-- START RECORDS SUPPLIED --
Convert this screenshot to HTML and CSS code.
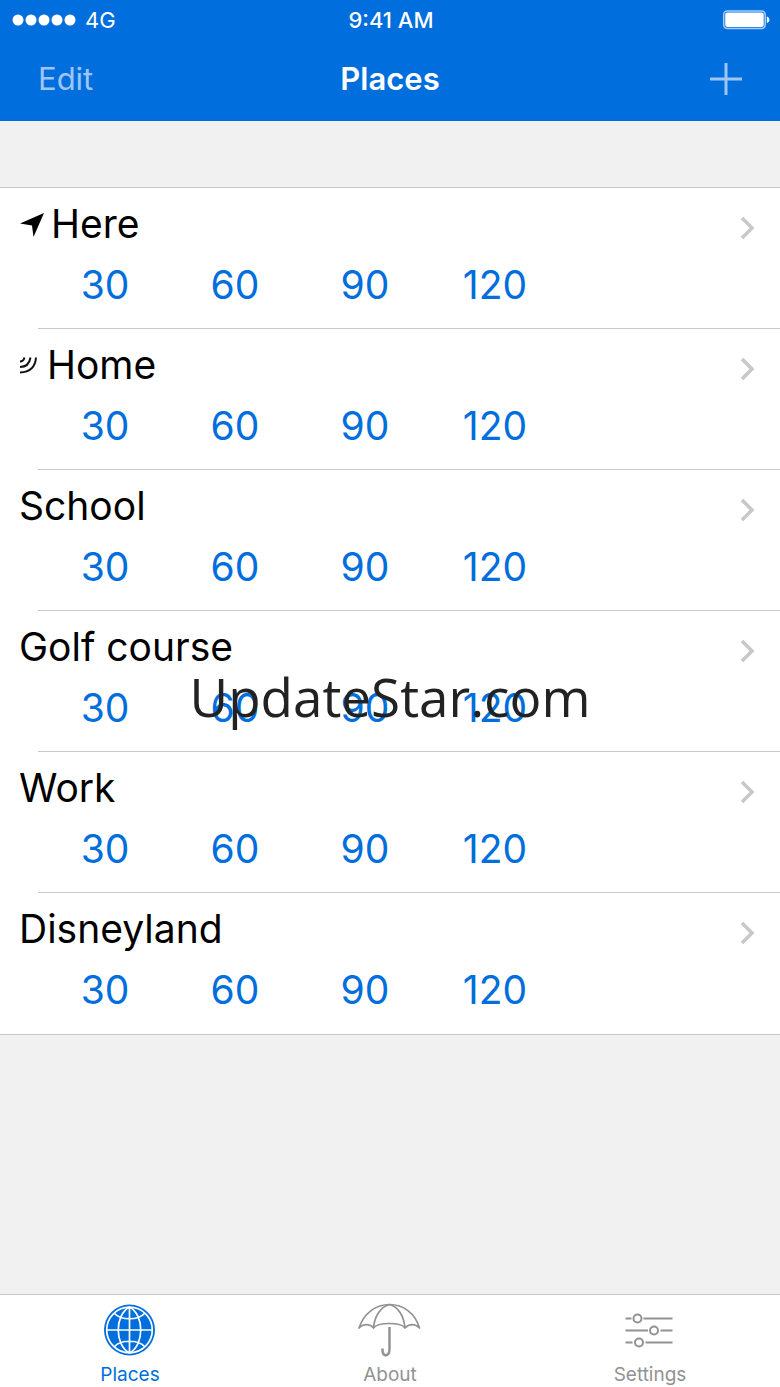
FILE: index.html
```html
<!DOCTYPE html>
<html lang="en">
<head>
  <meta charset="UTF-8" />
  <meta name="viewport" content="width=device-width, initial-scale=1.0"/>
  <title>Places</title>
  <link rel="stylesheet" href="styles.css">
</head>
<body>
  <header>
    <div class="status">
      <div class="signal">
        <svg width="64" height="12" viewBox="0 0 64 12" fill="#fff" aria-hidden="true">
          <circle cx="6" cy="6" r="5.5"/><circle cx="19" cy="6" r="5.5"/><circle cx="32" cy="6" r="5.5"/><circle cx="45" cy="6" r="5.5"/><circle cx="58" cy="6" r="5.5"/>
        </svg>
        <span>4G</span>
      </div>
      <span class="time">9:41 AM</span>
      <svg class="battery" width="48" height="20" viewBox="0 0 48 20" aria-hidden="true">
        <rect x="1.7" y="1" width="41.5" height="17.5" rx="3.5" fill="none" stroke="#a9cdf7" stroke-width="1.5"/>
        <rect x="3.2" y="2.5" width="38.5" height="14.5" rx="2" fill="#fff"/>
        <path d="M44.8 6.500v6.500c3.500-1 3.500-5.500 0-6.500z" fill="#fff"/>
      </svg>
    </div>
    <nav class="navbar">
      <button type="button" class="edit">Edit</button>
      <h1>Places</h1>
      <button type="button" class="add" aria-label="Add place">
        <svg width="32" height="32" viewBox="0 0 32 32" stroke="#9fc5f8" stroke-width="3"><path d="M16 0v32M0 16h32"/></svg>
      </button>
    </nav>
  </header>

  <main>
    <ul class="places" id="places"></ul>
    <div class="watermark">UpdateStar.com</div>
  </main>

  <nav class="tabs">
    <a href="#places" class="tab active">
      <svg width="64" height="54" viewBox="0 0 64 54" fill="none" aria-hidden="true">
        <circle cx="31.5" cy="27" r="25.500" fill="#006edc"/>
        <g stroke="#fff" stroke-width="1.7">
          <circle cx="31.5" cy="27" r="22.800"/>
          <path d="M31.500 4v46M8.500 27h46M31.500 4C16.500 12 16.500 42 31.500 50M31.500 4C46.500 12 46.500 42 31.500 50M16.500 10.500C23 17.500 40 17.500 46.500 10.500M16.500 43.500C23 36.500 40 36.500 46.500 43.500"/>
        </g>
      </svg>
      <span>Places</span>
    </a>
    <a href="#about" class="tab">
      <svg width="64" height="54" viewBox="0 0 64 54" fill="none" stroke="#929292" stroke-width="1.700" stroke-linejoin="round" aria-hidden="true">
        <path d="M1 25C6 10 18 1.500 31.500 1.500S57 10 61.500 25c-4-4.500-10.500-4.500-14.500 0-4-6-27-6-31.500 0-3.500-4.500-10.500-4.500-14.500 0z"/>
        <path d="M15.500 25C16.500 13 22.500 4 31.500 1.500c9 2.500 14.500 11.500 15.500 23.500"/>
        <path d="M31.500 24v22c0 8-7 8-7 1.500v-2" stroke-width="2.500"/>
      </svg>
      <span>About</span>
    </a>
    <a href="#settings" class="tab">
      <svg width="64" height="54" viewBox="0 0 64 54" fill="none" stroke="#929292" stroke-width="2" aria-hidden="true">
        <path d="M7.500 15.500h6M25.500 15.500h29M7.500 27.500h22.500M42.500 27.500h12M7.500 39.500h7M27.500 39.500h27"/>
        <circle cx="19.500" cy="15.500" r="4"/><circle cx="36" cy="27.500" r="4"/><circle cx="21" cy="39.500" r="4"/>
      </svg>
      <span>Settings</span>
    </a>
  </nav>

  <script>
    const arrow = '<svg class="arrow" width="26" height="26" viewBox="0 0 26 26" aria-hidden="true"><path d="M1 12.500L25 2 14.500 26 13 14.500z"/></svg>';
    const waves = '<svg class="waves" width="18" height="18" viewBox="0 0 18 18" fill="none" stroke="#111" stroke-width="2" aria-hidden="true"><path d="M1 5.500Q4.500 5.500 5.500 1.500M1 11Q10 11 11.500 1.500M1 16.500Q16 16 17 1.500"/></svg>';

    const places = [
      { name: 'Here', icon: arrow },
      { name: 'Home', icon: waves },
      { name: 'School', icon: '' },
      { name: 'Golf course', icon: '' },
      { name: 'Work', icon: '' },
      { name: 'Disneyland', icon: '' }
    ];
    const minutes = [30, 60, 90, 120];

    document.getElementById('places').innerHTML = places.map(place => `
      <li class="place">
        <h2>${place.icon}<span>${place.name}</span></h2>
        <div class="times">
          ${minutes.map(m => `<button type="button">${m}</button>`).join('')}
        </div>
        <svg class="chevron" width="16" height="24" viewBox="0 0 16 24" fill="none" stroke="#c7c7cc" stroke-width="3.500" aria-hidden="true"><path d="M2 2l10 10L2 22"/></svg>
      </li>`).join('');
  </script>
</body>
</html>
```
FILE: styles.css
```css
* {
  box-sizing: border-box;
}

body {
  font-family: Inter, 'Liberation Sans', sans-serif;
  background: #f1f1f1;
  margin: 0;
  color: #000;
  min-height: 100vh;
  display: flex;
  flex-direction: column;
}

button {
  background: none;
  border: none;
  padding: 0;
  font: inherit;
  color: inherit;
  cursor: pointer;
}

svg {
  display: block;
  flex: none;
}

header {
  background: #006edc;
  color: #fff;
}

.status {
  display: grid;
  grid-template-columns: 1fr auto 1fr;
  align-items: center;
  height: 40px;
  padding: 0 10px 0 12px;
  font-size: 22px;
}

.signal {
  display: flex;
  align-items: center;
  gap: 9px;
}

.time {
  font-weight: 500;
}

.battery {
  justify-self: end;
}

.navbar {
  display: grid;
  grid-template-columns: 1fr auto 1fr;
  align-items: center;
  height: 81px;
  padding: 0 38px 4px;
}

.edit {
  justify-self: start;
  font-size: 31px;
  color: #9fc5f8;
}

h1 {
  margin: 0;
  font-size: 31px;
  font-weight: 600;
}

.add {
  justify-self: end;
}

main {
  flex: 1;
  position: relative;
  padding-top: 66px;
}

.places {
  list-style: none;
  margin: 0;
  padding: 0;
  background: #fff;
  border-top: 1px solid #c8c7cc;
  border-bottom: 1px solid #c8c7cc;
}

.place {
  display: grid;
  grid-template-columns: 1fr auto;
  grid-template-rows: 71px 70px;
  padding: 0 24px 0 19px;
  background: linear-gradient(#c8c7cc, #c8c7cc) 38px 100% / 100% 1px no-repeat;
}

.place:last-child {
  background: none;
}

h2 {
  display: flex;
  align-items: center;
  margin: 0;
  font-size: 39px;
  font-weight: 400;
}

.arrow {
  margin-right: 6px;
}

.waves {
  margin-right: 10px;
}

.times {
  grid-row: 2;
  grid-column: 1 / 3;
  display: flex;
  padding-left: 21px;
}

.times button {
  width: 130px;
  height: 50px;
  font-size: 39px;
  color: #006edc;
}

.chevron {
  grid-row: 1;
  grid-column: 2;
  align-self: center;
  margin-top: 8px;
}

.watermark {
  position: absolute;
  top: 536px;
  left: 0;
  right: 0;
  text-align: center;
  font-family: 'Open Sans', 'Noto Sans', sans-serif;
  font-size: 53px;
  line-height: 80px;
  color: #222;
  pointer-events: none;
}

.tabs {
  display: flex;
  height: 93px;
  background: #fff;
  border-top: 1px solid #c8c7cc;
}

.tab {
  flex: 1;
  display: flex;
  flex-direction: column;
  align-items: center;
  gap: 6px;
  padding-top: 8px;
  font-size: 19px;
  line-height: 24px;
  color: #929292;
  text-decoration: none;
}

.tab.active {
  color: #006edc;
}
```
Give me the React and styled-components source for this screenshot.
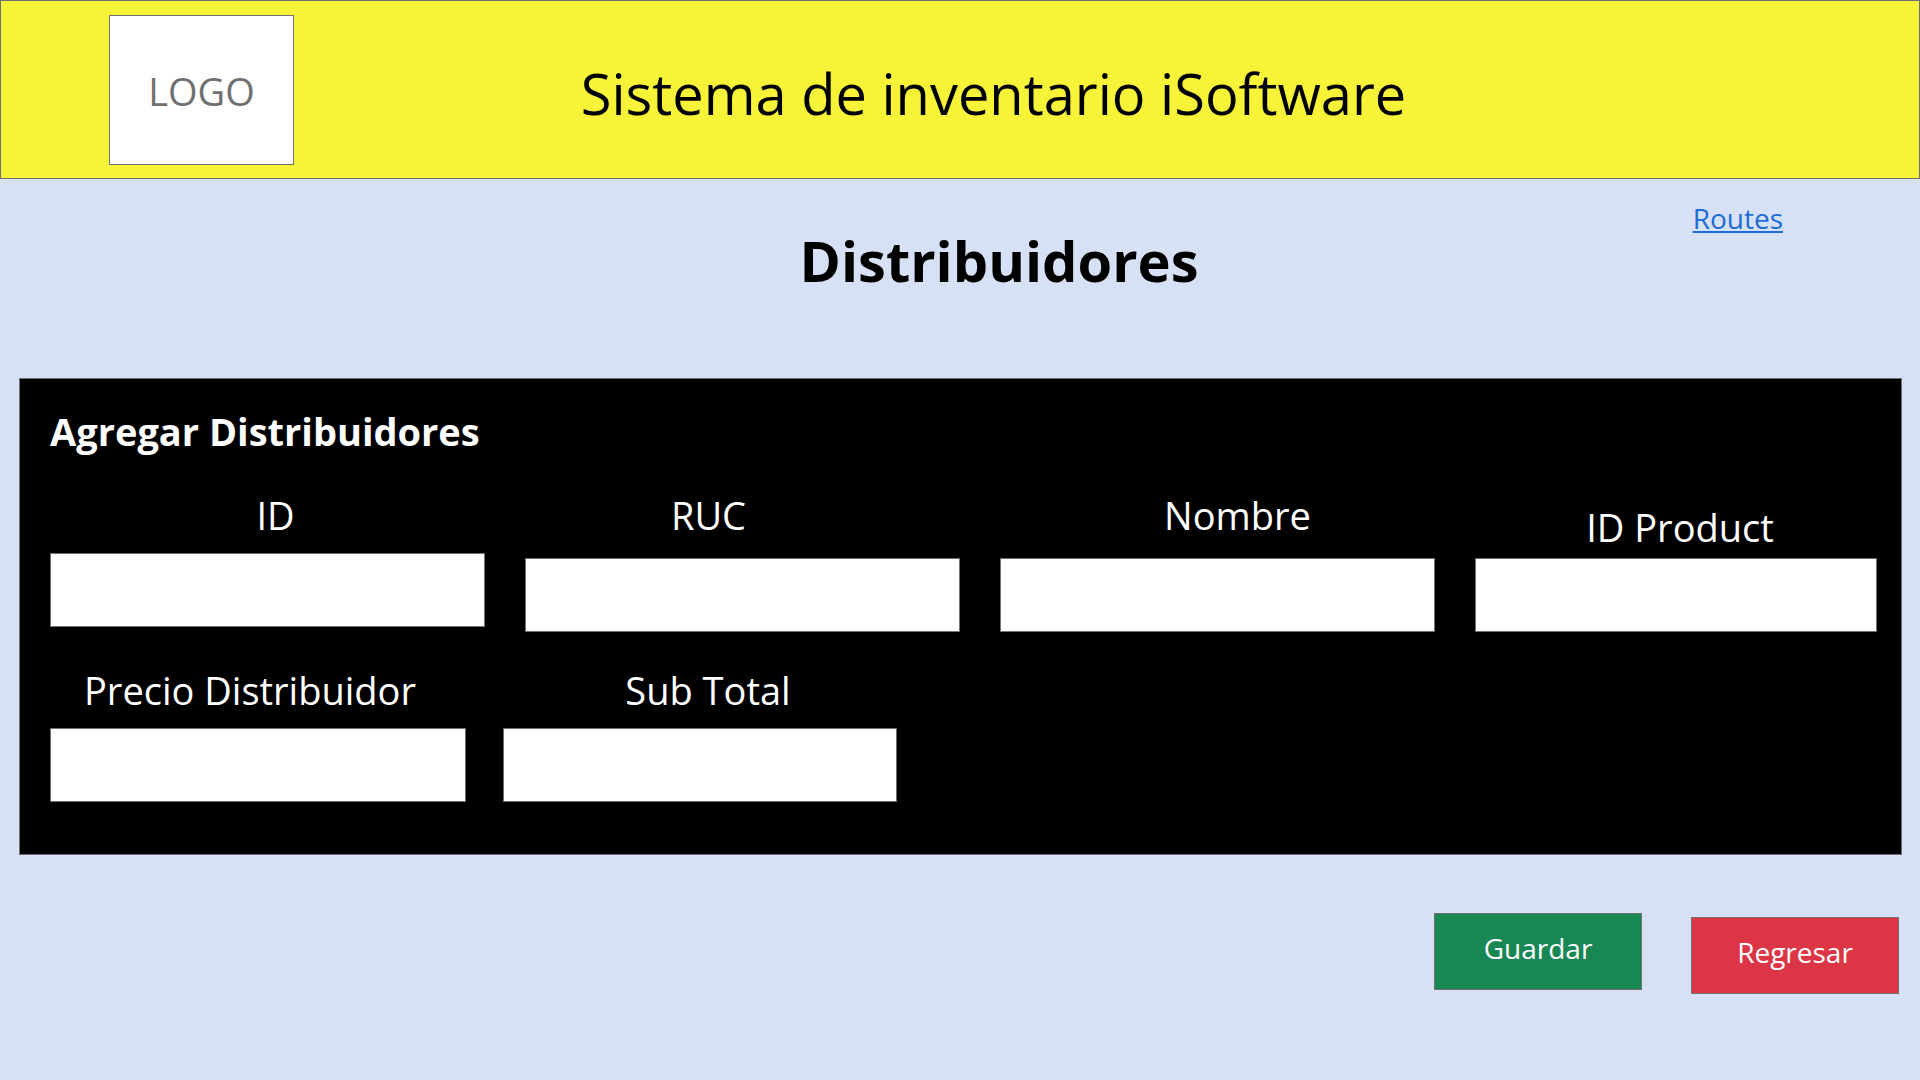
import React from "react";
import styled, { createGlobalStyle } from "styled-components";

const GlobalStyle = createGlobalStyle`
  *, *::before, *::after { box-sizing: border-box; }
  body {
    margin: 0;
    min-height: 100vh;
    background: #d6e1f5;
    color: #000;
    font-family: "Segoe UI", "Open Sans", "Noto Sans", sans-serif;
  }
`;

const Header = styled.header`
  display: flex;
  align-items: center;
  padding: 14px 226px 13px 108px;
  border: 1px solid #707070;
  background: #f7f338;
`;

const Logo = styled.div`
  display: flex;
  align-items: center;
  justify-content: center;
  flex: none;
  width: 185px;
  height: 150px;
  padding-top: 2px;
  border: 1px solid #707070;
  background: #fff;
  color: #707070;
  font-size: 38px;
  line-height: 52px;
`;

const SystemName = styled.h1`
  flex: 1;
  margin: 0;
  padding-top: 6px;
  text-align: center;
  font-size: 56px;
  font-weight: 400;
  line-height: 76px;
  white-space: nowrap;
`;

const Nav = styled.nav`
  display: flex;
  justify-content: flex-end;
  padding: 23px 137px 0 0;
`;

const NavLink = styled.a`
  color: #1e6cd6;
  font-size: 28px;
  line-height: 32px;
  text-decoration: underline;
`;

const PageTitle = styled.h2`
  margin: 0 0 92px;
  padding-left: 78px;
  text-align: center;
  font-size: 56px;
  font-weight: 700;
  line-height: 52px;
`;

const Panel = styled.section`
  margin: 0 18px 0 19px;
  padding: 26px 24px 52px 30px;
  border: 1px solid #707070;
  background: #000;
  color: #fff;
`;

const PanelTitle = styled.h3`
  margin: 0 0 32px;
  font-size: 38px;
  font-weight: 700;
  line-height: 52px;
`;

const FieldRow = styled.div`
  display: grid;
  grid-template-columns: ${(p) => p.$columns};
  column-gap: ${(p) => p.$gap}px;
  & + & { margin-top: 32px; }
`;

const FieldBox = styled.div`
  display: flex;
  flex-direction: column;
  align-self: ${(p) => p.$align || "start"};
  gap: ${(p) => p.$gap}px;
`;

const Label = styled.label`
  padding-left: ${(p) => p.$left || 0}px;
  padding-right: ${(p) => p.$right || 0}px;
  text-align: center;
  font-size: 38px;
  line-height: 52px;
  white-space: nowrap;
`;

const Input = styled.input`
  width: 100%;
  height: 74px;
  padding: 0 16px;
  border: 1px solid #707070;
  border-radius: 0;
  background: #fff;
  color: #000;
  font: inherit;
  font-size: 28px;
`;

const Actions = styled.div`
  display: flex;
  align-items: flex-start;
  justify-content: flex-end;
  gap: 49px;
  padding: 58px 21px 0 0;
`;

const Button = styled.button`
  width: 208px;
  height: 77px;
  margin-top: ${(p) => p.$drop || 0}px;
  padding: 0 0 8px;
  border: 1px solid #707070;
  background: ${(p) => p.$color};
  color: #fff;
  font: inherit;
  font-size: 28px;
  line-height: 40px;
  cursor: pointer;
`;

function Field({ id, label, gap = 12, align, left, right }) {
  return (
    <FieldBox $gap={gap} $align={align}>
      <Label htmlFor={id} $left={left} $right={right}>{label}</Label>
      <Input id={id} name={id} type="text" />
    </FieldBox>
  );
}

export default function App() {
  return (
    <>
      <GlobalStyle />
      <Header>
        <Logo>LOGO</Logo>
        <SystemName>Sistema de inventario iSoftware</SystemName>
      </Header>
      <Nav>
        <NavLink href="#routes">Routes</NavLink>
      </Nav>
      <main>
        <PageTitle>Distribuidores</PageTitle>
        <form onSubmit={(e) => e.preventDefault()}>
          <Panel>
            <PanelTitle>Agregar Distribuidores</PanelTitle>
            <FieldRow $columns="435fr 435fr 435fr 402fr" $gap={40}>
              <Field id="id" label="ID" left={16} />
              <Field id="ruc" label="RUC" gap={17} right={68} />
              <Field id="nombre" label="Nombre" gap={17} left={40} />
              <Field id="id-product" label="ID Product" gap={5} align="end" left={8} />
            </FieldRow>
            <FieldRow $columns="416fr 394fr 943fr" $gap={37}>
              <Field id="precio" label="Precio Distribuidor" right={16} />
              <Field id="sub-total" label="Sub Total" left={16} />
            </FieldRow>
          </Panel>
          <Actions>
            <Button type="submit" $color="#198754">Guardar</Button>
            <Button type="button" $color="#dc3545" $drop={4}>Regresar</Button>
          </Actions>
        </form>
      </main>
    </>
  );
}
-- END RECORDS SUPPLIED --
Work out how many lines in the entries hold the string "components". Your answer should consist solely of that number.

ANSWER TO THE EXERCISE: 2